For completists, here’s the at‑a‑glance calendar with dates you can copy into your notes app.

September 2025 release calendar
- Sept. 1: The Bourne Identity (2002); The Bourne Supremacy (2004); The Bourne Ultimatum (2007); The Bourne Legacy (2012); Casino (1995); Rain Man (1988); The Great Escape (1963); The Boss Baby (2017); Children of Men; Crimson Peak (2015); The First Omen (2024); Friday Night Lights (Complete Series)
- Sept. 3: A Working Man (Prime Video Original)
- Sept. 5: Black Bag (Steven Soderbergh)
- Sept. 5: NWSL on Prime (live match)
- Sept. 6: Confidence Queen (series premiere)
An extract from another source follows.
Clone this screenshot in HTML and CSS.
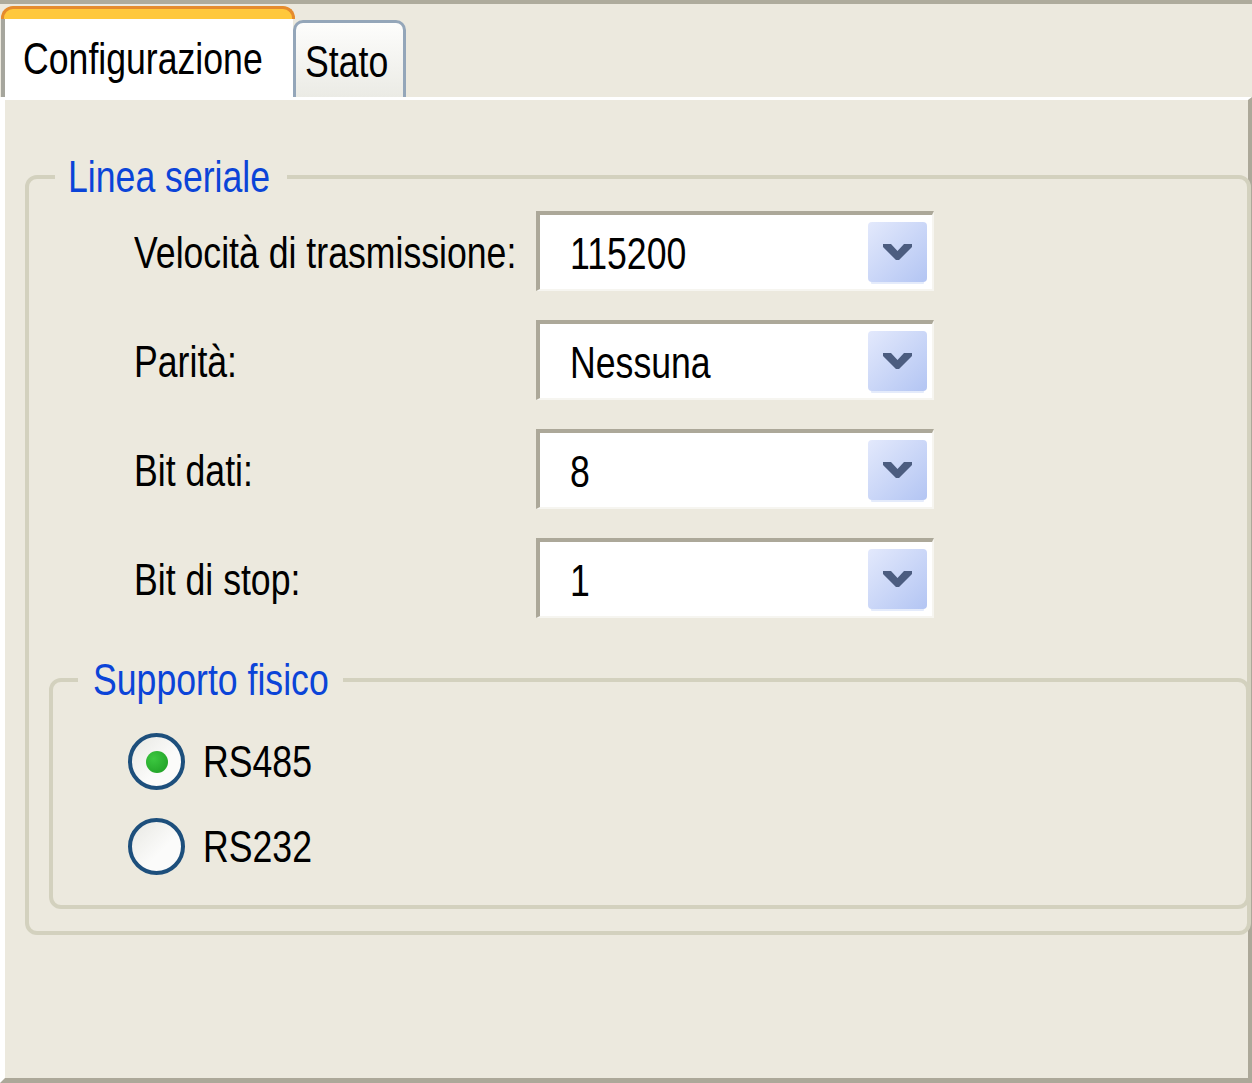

- Sept. 10: The Girlfriend (series premiere); Helluva Boss (new to Prime Video)
- Sept. 11: Thursday Night Football (live)
- Sept. 12: Every Minute Counts, Season 2
- Sept. 17: Gen V, Season 2
- Sept. 18: Thursday Night Football (live)
- Sept. 19: Trolls Band Together (2023)
- Sept. 19: NWSL on Prime (live match)
- Sept. 24: Hotel Costiera (series premiere); American Horror Story, Season 13
- Sept. 25: Thursday Night Football (live)
- Sept. 26: The Good Place, Seasons 1–4 (complete series)
- Sept. 26: NWSL on Prime (live match)
Quick picks by mood: need pure action? Go Bourne, then A Working Man. Craving brainy thriller energy? Black Bag and Children of Men pair nicely. Want comfort TV with a side of heart? Friday Night Lights and The Good Place are your double bill. Horror fix? Crimson Peak and American Horror Story cover lush and lurid. Family night? The Boss Baby and Trolls Band Together are pain‑free crowd‑pleasers.
However you slice it, September on Prime flows from a giant day‑one library splash to a steady beat of new releases and live games. That rhythm makes it easy to build a watch plan that actually sticks. Save what you want, set reminders for the live matches, and keep an eye on those mid‑month drops—the good stuff lands fast.